Determine which lines contain the word "with", then copy those lines.

Records:
━━━━━━━━━━
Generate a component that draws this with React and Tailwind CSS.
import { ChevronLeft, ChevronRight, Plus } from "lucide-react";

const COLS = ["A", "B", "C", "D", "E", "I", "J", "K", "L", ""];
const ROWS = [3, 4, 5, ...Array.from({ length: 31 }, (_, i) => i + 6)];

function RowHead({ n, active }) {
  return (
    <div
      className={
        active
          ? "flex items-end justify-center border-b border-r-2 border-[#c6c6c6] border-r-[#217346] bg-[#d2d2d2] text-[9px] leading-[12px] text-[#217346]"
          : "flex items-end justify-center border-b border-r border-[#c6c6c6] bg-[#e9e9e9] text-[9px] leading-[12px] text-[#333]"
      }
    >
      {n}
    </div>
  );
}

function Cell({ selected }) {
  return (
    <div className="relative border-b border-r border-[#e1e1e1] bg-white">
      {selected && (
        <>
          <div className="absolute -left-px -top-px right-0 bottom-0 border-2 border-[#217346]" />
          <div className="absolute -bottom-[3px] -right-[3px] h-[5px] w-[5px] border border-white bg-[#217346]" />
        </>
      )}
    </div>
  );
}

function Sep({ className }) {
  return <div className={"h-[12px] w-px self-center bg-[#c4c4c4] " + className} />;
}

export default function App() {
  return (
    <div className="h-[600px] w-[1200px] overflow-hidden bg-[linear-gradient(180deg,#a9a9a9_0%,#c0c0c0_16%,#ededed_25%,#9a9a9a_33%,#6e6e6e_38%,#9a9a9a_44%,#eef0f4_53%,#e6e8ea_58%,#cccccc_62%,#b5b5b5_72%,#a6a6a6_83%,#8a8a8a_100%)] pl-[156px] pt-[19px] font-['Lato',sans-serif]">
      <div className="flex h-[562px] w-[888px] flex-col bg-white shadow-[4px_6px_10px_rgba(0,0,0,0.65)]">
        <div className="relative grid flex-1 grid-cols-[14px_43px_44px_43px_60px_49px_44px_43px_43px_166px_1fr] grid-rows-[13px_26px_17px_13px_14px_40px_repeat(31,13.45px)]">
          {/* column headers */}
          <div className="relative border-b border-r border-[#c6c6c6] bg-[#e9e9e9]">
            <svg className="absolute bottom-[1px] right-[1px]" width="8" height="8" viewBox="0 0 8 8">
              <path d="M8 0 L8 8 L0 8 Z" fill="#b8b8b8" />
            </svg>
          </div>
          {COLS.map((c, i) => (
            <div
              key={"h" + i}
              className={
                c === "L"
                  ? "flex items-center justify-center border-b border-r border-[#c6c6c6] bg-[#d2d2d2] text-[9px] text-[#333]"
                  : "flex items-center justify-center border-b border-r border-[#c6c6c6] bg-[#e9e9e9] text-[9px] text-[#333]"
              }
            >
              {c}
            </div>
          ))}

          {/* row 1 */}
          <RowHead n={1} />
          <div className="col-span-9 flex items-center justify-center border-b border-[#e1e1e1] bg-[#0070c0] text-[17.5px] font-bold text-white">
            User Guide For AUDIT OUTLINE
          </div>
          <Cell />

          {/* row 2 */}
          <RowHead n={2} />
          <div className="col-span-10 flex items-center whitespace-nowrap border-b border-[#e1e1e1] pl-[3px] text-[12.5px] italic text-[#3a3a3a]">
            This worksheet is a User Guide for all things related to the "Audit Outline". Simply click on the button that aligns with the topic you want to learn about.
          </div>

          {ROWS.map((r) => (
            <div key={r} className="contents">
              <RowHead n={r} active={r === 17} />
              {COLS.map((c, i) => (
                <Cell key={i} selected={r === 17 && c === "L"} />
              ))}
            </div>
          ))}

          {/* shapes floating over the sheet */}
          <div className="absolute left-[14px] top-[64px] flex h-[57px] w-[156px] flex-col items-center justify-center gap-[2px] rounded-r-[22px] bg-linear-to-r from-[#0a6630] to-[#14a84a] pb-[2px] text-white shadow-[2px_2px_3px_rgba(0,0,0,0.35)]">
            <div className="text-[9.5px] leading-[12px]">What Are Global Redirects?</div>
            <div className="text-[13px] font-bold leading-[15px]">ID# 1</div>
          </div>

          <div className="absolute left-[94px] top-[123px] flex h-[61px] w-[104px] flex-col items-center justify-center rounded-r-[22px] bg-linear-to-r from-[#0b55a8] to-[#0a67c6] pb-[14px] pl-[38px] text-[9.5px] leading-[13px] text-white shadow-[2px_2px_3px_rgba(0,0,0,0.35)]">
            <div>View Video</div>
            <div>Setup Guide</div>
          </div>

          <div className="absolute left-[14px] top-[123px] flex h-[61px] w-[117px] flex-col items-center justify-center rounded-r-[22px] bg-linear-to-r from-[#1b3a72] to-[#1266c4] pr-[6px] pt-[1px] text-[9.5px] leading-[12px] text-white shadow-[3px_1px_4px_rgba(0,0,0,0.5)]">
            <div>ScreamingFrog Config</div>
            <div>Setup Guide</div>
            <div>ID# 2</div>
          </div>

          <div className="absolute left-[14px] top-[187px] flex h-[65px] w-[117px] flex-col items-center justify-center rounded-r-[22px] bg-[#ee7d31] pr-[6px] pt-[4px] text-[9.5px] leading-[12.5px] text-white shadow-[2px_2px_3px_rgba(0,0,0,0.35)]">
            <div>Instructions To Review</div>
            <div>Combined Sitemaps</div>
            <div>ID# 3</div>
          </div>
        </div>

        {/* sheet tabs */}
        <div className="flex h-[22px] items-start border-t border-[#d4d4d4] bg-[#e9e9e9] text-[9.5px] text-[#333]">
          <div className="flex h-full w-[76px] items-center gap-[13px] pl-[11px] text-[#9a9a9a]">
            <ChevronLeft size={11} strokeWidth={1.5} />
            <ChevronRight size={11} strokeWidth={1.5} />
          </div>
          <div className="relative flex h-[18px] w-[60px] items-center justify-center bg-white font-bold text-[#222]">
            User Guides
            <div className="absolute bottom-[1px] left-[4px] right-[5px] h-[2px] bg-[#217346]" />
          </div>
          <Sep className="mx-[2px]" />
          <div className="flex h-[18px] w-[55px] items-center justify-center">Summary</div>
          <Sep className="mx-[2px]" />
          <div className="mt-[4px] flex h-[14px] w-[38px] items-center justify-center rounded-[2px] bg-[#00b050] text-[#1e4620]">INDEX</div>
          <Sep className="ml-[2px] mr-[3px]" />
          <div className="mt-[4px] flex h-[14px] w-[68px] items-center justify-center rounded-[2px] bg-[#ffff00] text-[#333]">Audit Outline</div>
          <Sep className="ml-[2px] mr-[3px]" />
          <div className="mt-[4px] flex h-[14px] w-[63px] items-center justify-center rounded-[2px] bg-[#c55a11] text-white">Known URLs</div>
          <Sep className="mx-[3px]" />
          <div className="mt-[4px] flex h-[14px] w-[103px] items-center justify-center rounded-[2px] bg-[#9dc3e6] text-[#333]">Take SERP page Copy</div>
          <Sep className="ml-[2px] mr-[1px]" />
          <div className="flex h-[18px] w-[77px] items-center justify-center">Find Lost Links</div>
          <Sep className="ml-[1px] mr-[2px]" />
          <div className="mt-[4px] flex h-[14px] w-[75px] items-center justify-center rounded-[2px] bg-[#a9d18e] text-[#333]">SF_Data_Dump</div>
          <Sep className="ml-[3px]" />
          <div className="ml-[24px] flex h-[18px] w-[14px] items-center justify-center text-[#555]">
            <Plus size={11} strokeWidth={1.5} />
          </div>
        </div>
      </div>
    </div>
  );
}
━━━━━━━━━━
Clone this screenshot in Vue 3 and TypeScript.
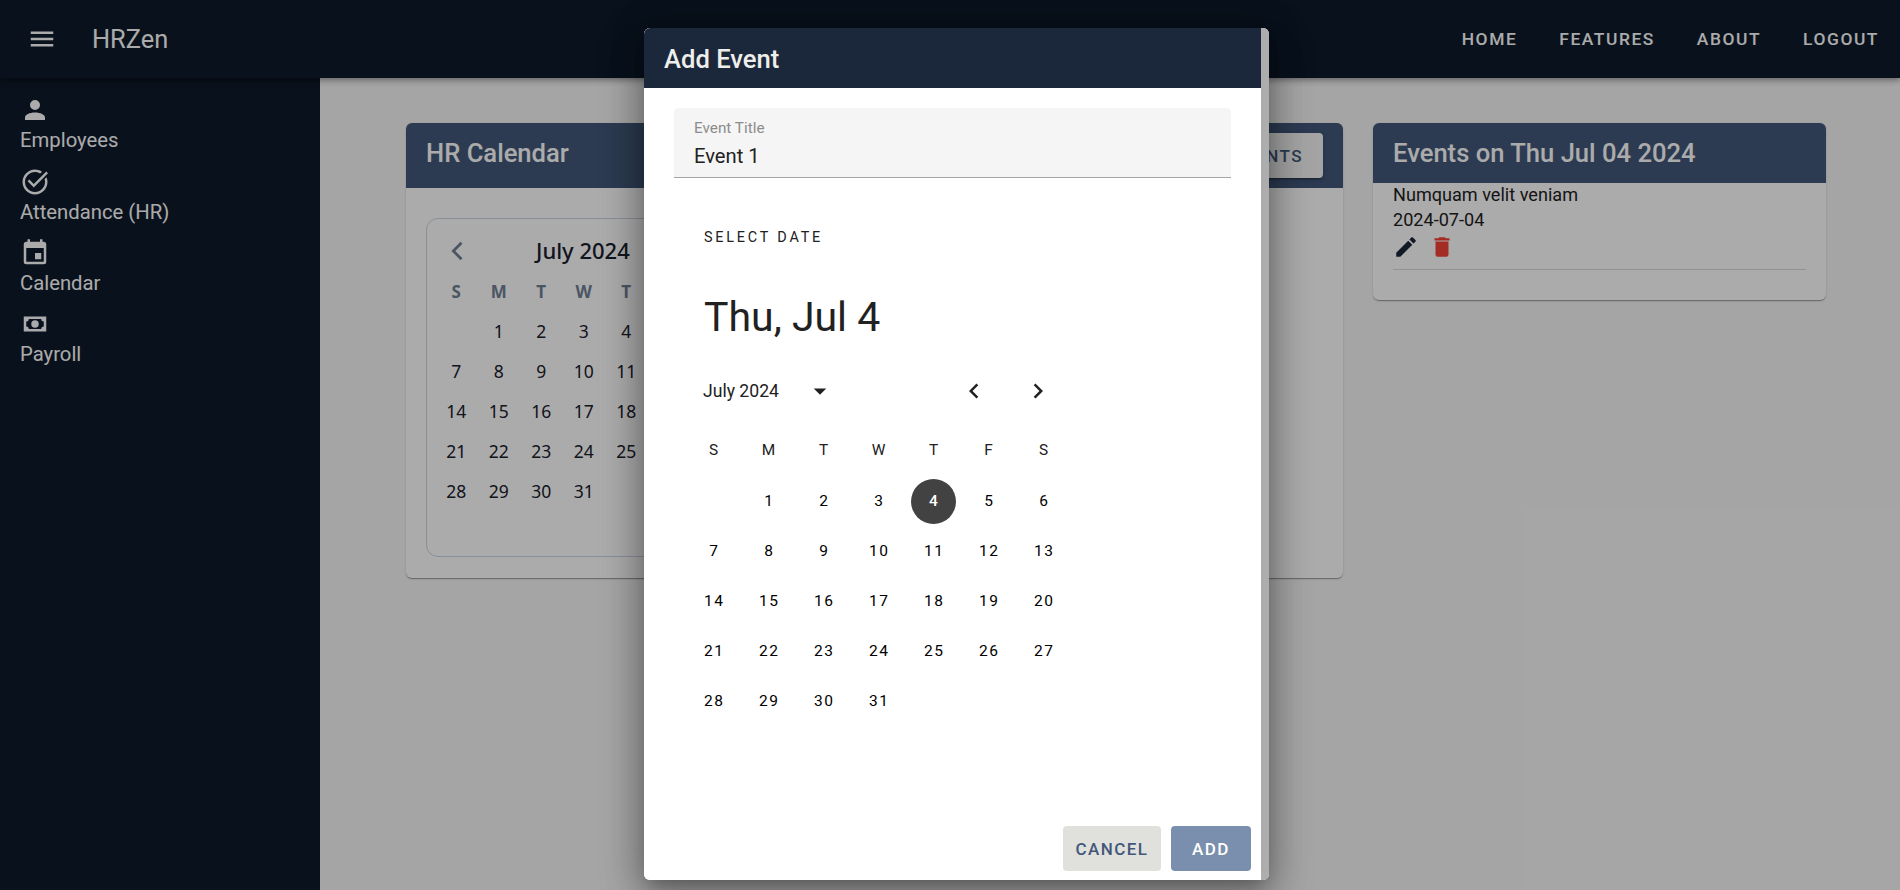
━━━━━━━━━━
Result for this task:
Generate a component that draws this with React and Tailwind CSS.
            This worksheet is a User Guide for all things related to the "Audit Outline". Simply click on the button that aligns with the topic you want to learn about.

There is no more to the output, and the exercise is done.